Go through the material and pull out every line with the string "index" in it.

-- start DATA TO USE --

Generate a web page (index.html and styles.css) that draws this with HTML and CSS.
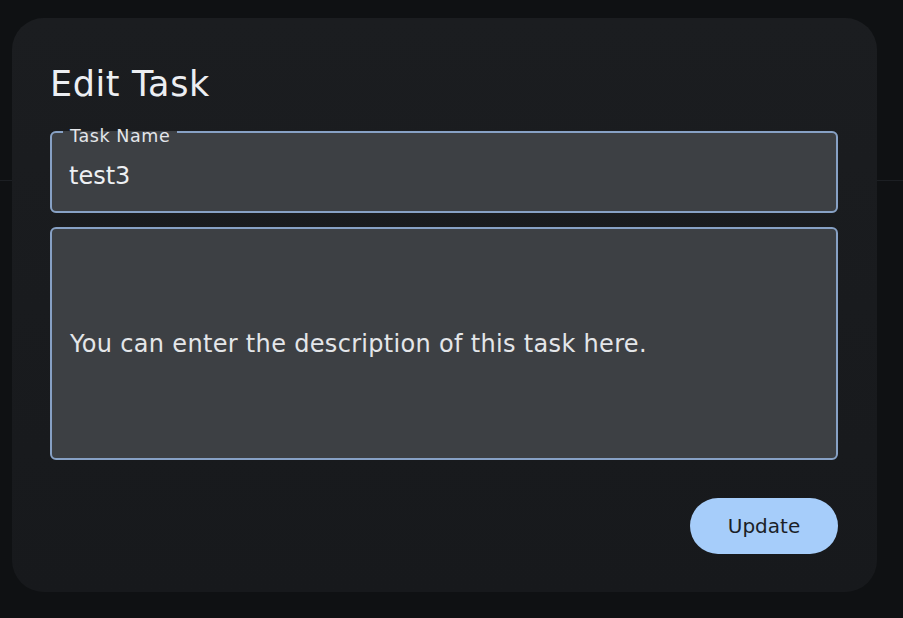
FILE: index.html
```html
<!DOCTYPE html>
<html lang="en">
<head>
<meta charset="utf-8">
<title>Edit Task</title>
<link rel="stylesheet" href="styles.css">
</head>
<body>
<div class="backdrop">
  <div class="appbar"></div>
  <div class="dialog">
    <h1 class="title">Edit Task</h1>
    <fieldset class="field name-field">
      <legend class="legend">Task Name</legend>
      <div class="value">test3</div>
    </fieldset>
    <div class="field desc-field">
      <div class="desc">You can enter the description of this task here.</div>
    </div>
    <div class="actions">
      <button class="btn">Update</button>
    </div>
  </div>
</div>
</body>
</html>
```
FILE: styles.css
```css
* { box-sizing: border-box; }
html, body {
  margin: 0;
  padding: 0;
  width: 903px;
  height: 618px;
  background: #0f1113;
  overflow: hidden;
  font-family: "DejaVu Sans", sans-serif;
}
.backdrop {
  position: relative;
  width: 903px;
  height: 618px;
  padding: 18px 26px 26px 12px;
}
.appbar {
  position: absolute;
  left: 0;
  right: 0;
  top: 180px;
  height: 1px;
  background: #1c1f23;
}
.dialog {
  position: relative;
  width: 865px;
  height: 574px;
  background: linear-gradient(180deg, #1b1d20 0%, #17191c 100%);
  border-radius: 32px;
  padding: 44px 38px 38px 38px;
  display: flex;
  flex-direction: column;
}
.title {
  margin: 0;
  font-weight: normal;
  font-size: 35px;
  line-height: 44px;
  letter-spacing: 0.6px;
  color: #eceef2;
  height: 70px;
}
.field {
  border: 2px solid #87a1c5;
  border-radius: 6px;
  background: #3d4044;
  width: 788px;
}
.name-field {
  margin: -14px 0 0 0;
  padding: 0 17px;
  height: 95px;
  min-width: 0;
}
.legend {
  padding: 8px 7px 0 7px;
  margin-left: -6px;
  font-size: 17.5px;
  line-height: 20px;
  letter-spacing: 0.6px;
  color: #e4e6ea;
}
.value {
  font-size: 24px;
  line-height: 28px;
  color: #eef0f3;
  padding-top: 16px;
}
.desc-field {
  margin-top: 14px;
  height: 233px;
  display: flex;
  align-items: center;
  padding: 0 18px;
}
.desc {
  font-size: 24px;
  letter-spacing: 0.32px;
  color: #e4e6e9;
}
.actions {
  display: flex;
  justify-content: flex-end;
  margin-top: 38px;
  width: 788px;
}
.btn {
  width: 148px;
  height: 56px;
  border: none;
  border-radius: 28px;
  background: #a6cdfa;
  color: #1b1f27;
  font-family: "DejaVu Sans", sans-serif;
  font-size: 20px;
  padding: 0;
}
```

-- end DATA TO USE --
-- start DATA TO USE --

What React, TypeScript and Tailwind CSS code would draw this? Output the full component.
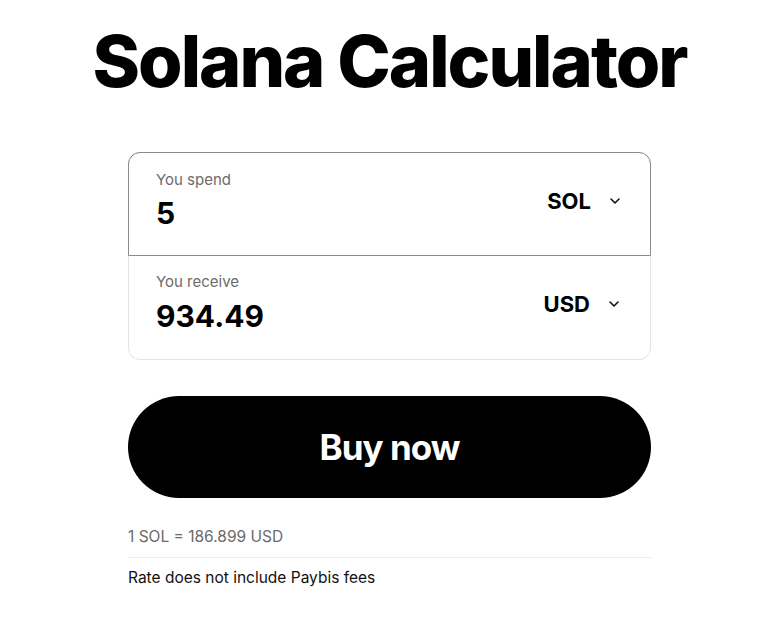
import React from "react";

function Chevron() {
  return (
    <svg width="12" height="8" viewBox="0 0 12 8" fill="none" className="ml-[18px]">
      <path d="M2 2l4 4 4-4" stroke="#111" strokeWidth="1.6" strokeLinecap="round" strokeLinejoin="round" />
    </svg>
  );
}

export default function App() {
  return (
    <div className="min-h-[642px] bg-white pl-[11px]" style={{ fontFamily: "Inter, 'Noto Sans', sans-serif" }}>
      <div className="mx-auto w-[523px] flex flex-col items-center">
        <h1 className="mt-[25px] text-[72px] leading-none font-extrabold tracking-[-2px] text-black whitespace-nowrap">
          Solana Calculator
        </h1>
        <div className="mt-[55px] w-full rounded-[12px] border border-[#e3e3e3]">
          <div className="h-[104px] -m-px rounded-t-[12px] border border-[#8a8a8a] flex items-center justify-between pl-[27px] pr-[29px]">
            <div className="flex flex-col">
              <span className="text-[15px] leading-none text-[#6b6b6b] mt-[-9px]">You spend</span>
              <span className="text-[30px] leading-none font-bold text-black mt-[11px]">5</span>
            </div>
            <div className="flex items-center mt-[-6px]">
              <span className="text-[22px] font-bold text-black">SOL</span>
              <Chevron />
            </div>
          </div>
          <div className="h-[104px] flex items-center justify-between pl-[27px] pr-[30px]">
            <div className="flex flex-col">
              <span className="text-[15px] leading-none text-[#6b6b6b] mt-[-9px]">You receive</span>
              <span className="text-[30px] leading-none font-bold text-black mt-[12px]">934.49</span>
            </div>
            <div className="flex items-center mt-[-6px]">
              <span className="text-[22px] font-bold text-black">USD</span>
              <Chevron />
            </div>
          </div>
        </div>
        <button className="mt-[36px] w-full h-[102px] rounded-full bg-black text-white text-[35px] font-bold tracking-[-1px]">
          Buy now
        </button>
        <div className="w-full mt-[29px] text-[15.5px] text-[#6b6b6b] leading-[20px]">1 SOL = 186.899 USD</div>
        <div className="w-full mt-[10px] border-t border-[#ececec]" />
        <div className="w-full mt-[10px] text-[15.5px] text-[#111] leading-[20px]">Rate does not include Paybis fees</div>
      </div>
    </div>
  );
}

-- end DATA TO USE --
-- start DATA TO USE --

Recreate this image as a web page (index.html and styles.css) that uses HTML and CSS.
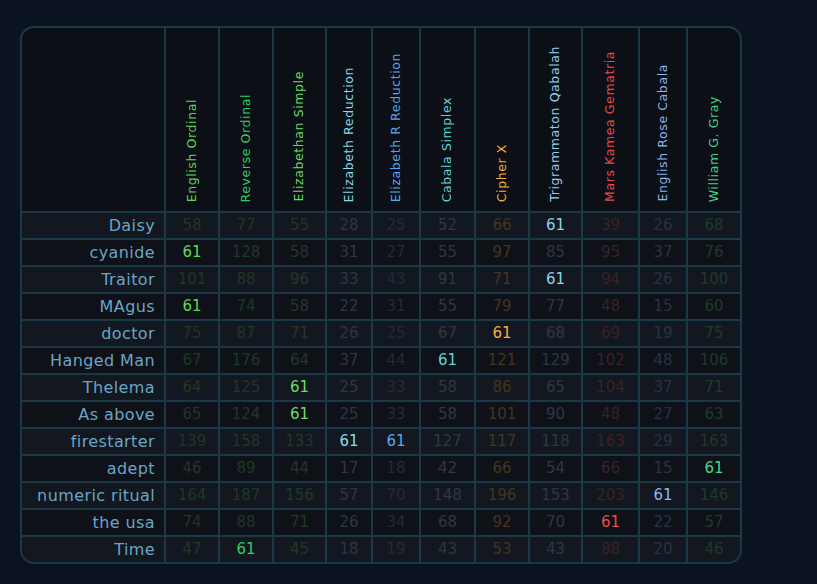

-- end DATA TO USE --

RESPONSE FOR THIS EXERCISE ▸
Generate a web page (index.html and styles.css) that draws this with HTML and CSS.
FILE: index.html
Recreate this image as a web page (index.html and styles.css) that uses HTML and CSS.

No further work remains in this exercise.